I'll give you my opinion as soon as I thumb through it.


----------



## Leon

I study it and keep a copy on my smartphone. I think its really good, then again so is the us army survival guide.


----------



## ROTAC

Got a copy of this when it first came out over 20yrs ago stating to feel old


----------



## insatiable ONE

I have the full size copy, cost me $ 120.00 for a copy in used excellent condition. 
Also have the pocket size. It only covers a smaller / condensed portion of the large book.

It is the book I would have on me if I could only have one I think.
Covers edible/poisonous plants, animals, insects. 
Fire techniques, strategy, camp craft, health, rescues, disasters, survival at sea, just to name off a few topics.

Lists all regions of EVERY continent. 
A must have in my opinion.

The book is one of the best I own, next to the Poor Man's James Bond series ( 4 book series & one revised modern copy)


----------



## machinejjh

I have the compact version in my BOB, and the digital on my phone. Must have.


----------



## JDE101

Good info! I have a couple of US Army survival manuels, but now I'm going to have to get this one as well!


----------



## punch

wow did not know this, guess I'm joining this book club. Thanks fellers!

punch


----------



## Alaska

Here is a link for a lot of other useful manuals including the Ranger handbook. all free downloads



38 Survival Downloads and Handbooks - Pioneering, SHTF, Engineering, Urban Gardening, Defense, and More | Truth is Treason


----------



## machinejjh

Here's a link to 500 free military manuals.

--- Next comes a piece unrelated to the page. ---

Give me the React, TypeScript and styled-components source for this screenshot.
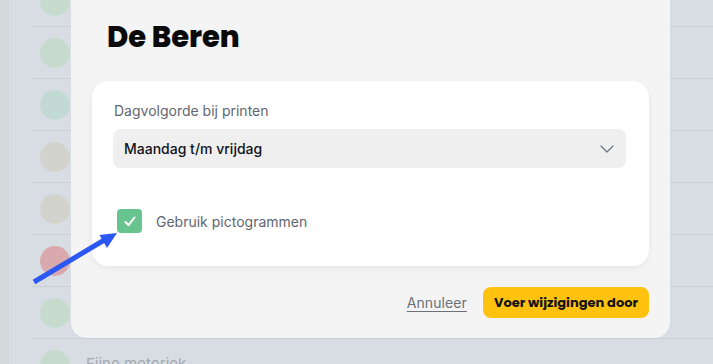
import * as React from 'react'
import styled, { createGlobalStyle } from 'styled-components'

const GlobalStyle = createGlobalStyle`
  html, body {
    margin: 0;
    padding: 0;
    width: 713px;
    height: 364px;
    overflow: hidden;
    background: #d8dde3;
    font-family: 'Inter', 'Liberation Sans', sans-serif;
  }
`

const Page = styled.div`
  position: relative;
  width: 713px;
  height: 364px;
  overflow: hidden;
  display: flex;
  background: #d8dde3;
`

const SideStrip = styled.div`
  width: 9px;
  flex-shrink: 0;
  background: #d3d8dd;
`

const List = styled.div`
  flex: 1;
  padding-left: 23px;
  margin-top: -25px;
  display: flex;
  flex-direction: column;
`

const Row = styled.div`
  height: 51px;
  flex-shrink: 0;
  display: flex;
  align-items: center;
  gap: 16px;
  padding-left: 8px;
  border-bottom: 1px solid #cbd0d6;
`

const Dot = styled.div<{ tone: string }>`
  width: 30px;
  height: 30px;
  border-radius: 50%;
  background: ${(p) => p.tone};
`

const RowLabel = styled.span`
  font-size: 15px;
  line-height: 18px;
  color: #a4a9b0;
  margin-top: -2px;
`

const Modal = styled.div`
  position: absolute;
  left: 71px;
  top: -24px;
  width: 599px;
  height: 362px;
  box-sizing: border-box;
  padding: 0 21px 20px 21px;
  background: #f4f4f4;
  border-radius: 16px;
  display: flex;
  flex-direction: column;
`

const Title = styled.h1`
  margin: 41px 0 24px 15px;
  font-family: 'Poppins', 'Inter', sans-serif;
  font-weight: 800;
  font-size: 29px;
  line-height: 40px;
  color: #0a0a0a;
  letter-spacing: 0;
`

const Card = styled.div`
  height: 185px;
  box-sizing: border-box;
  padding: 20px 23px 0 21px;
  background: #ffffff;
  border-radius: 16px;
  box-shadow: 0 2px 6px rgba(0, 0, 0, 0.06);
  display: flex;
  flex-direction: column;
`

const FieldLabel = styled.label`
  font-size: 14px;
  line-height: 20px;
  color: #5f6671;
  margin: 0 0 8px 1px;
`

const Select = styled.div`
  height: 39px;
  border-radius: 8px;
  background: #efefef;
  display: flex;
  align-items: center;
  justify-content: space-between;
  padding: 0 12px 0 11px;
  font-size: 14px;
  font-weight: 500;
  color: #111318;
`

const CheckRow = styled.div`
  margin: 41px 0 0 4px;
  display: flex;
  align-items: center;
  gap: 14px;
`

const CheckBox = styled.div`
  width: 25px;
  height: 24px;
  border-radius: 4px;
  background: #67c48f;
  display: flex;
  align-items: center;
  justify-content: center;
`

const CheckLabel = styled.span`
  font-size: 14px;
  color: #5f6671;
`

const Footer = styled.div`
  margin-top: auto;
  display: flex;
  justify-content: flex-end;
  align-items: center;
  gap: 16px;
  padding-right: 0;
`

const LinkButton = styled.button`
  background: none;
  border: none;
  padding: 0;
  font-family: 'Inter', 'Liberation Sans', sans-serif;
  font-size: 14px;
  letter-spacing: 0.1px;
  color: #6b7079;
  text-decoration: underline;
  text-underline-offset: 3px;
  cursor: pointer;
`

const PrimaryButton = styled.button`
  width: 166px;
  height: 31px;
  border: none;
  border-radius: 8px;
  background: #ffc20f;
  font-family: 'Poppins', 'Inter', sans-serif;
  font-weight: 700;
  font-size: 13px;
  color: #111111;
  cursor: pointer;
`

const Arrow = styled.svg`
  position: absolute;
  left: 0;
  top: 0;
  pointer-events: none;
`

const rows = [
  '#c6dace',
  '#c6dace',
  '#c3d9d3',
  '#d3d3ce',
  '#d3d3ce',
  '#d9a9ad',
  '#c6dace',
  '#c6dace',
]

export default function App() {
  return (
    <>
      <GlobalStyle />
      <Page>
        <SideStrip />
        <List>
          {rows.map((tone, i) => (
            <Row key={i}>
              <Dot tone={tone} />
              {i === rows.length - 1 && <RowLabel>Fijne motoriek</RowLabel>}
            </Row>
          ))}
        </List>

        <Modal>
          <Title>De Beren</Title>
          <Card>
            <FieldLabel>Dagvolgorde bij printen</FieldLabel>
            <Select>
              <span>Maandag t/m vrijdag</span>
              <svg width="14" height="8" viewBox="0 0 14 8" fill="none">
                <path d="M1 1l6 6 6-6" stroke="#6b7280" strokeWidth="1.2" strokeLinecap="round" strokeLinejoin="round" />
              </svg>
            </Select>
            <CheckRow>
              <CheckBox>
                <svg width="12" height="11" viewBox="0 0 12 11" fill="none">
                  <path d="M1.5 6l3 3.2L10.5 1.5" stroke="#ffffff" strokeWidth="2" strokeLinecap="round" strokeLinejoin="round" />
                </svg>
              </CheckBox>
              <CheckLabel>Gebruik pictogrammen</CheckLabel>
            </CheckRow>
          </Card>
          <Footer>
            <LinkButton>Annuleer</LinkButton>
            <PrimaryButton>Voer wijzigingen door</PrimaryButton>
          </Footer>
        </Modal>

        <Arrow width="713" height="364" viewBox="0 0 713 364">
          <line x1="34" y1="282" x2="106" y2="239" stroke="#2b58f2" strokeWidth="5" strokeLinecap="butt" />
          <polygon points="117,233 99.5,235 107,248" fill="#2b58f2" />
        </Arrow>
      </Page>
    </>
  )
}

500 Free U.S. Military Manauls Survival Ebooks Info Center

Plus they have a link to 22,000 manuals for $27!


----------



## punch

Alaska said:


> Here is a link for a lot of other useful manuals including the Ranger handbook. all free downloads
> 
> 
> 
> 38 Survival Downloads and Handbooks - Pioneering, SHTF, Engineering, Urban Gardening, Defense, and More | Truth is Treason


thanks for posting this, really useful info.

punch


----------



## Alaska

Most certainly welcome


----------



## JDE101

Thanks for the links guys. Very useful and much appreciated.


----------



## Alaska

Another possible source for info

Survival Books (Free Downloads) GARDENING, WILD FORAGING AND SELF SUFFICIENCY - 12160 Social Network


----------



## Luma

Alaska said:


> Here is a link for a lot of other useful manuals including the Ranger handbook. all free downloads
> 
> 
> 
> 38 Survival Downloads and Handbooks - Pioneering, SHTF, Engineering, Urban Gardening, Defense, and More | Truth is Treason


Thanks for this. I have been putting together a survival binder and I'm sure this will come in handy!


----------



## Alaska

I put all mine on a jump drive that i carry in my pocket all the time


----------



## WoadWarrior

I just thought I would share this link as well... it has a ton of eBooks on it. It's from urbansurvivalsite.com Link


----------



## WoadWarrior

Alaska said:


> I put all mine on a jump drive that i carry in my pocket all the time


It would be worthwhile to purchase a tablet... and put them on that. That way... you can access them in the field and don't need a computer to read the jump drive. Plus... you can add maps, aerial views, etc.


----------



## Deebo

Bump to save


----------



## Operator6

Someone should come out with an emp proof device to store books on. Truly tested and one that works.


----------



## Deebo

Not to change subjects, but ive been looking for two hours, for a list of PDFs and short stories, that was listed on here.
Some of the names I remember were frugal squirrels, and I think it was a list that was with the farmers almanac.
Anybody smarter than me, well, wait, someone please help a dumb guy out.
Also, I remember on my phone it was something like shtf/files/
had an awesome list of short stories, and some manuals.


----------



## Sasquatch

Deebo said:


> Not to change subjects, but ive been looking for two hours, for a list of PDFs and short stories, that was listed on here.
> Some of the names I remember were frugal squirrels, and I think it was a list that was with the farmers almanac.
> Anybody smarter than me, well, wait, someone please help a dumb guy out.
> Also, I remember on my phone it was something like shtf/files/
> had an awesome list of short stories, and some manuals.


You sure it was here and not over at OTP?


----------



## Targetshooter

WOW ,, I got a hell of a lot of good info from these post , thank you all very much , I will have to get a new printer after I print everything , lmao ." the wife is going to kill me .


----------



## inceptor

Operator6 said:


> Someone should come out with an emp proof device to store books on. Truly tested and one that works.


They have actually invented this. It's called PAPER.


----------



## A Watchman

I have a copy of the SAS Handbook in my library. I recommend it.


----------



## Operator6

inceptor said:


> They have actually invented this. It's called PAPER.


You going to carry 300 books in ur BOB ? Check ur self.


----------



## MaterielGeneral

I have a huge electronic library that I sell on eBay on a data DVD. For my use, I store it on a DVD disk, memory card, Computer and on a tablet just for contingency's. I also have some books saved to my phone like the survival manual.

I have the SAS Survival Handbook (hard copy) in all of our BOB's incase of separation. In my wife's BOB I also have the Survival Escape and Evasion Manual.


----------



## Deebo

I found it!!!


----------



## Deebo

Here is a site that has many SHTF books that can be downloaded free. I like the foxfire books.
Index of /shtffiles/books_and_reading/




HMMM, on ricky's post, where I found this, its underlined.


----------